Schaeffer despised the trends of classical music in the 20th Century, still embroiled in the 12-tone and serialist methods of Arnold Schoenberg and his disciples. “This made for a century,” exclaims Schaeffer, “of the most boring music. Schoenberg, a teacher lacking genius, had a ‘brilliant’ idea. One was supposed to use all 12 notes without repeating any. One is sure in this way to avoid the problems of tonality and to avoid copying Mahler’s music.
“Unfortunately,” he continues, “when you suppress the intervals between notes you suppress music. You make it insignificant. You take the feeling, the intelligence, and meaning away.”
It was Schaeffer who first developed the ideas of musique concrète. Though he was born into a musical family in 1910, his parents forbade him to study music. Instead he went to the Ecole Polytechnic (the French equivalent of MIT), and studied electronics, eventually winding up as an engineer on French radio. During World War II, he was an operator for the French Resistance Radio Network.
Schaeffer’s method of returning meaning and emotion to music was to go into the world and the sound effects library of his radio studio. “I was actually concerned with the possibilities of radio art,” he recalls. In the process, he became more interested in his sound effects for radio plays rather than the dramas themselves. “From the moment you accumulate sounds and noises, deprived of their dramatic connotations, you cannot help but make music,” he insists.
Using disk lathes, Schaeffer went to locales like the Batignolle Railway Station and etched the rumble of trains into the record’s grooves. “I was attracted to external events and impressive machines,” he states with a grand sweep of his cigarette. “It was an emotional experience because the railroad carries many memories, many psychological and psychosomatic feelings. Sometimes these feelings can be very violent, deeply rooted in your childhood.”
Unlike the earlier Futurist work of Russolo, Schaeffer wanted to remove the original meanings and definitions of his sounds and create a deeper psychological-emotional response.

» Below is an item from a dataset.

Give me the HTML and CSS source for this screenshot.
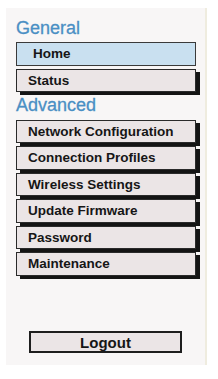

In works such as Etude aux Chemins de Fer (Etude on Railroads), Etude Pathetique (Etude on Pathos), and Etude aux Objets (Etude on Objects), the sounds were familiar, but rearranged into bizarre juxtapositions, in the surrealist style of the era. The techniques of speeding up, slowing down, reversing, editing, and looping were all used to create sonic “collages,” as Schaeffer calls them, all before the advent of tape recorders, let alone digital samplers.
After recording their sounds, they went back into the studio and isolated them, re-recording them onto other disks with different manipulations, including what they called “the locked groove:” putting an intentional skip in the record so a sound would be repeated, not unlike a tape loop or sequencer. Schaeffer describes the recording process. “We would have seven or eight turntables playing together, but with only one sound playing on each. Then we would try different variations, montages with let’s say, sound ‘A’ repeated twice, then a sound ‘B’ then ‘C’ repeated and so on. It was similar to an orchestra rehearsal where you would be trying different themes, different variations.”
Schaeffer has the air of a French aristocrat, dabbling with sound as a philosophical exercise. Pierre Henry, on the other hand, is a classically trained musician and composer who diverged from the traditional route to join in Schaeffer’s experiments in 1949. Henry is restrained and self-absorbed, convinced that he is on the only true musical path. Henry and Schaeffer’s relationship has been turbulent. They are reputed to have broken up in a violent fight in the ’60s, only resuming their friendship a few years ago. Now Schaeffer, who has since stopped composing, gives much of the credit for their music to Henry. Henry, on the other hand, sat silently during Schaeffer’s interview and demanded his own session.
By 1951, they had tape recorders, a medium in which Henry still works almost exclusively. His studio contains a mixing console, two 8-tracks, several 2-track Studers, and rooms full of reel-to-reel tapes of raw sounds. He now calls his work “electro-acoustic music.” Both he and Schaeffer are disdainful of the electronic music that in many ways they helped spawn. “It is important to understand that there is no use of electronically generated sounds in our music,” says Schaeffer. “It is concerned with the acoustics of recorded natural sounds on which we then have the power of transformation.”
These statements aren’t entirely true, however. Synthesizers appear on Schaeffer’s 1978 Etude aux Sons Animes (Etude on Animated Sounds) and sitting unobtrusively next to Henry’s mixing console is an analog synthesizer. “It is just a decoration,” he says with a conspiratorial grin to his aide and translator. “It is not wired in. I do not use it, but it could happen.”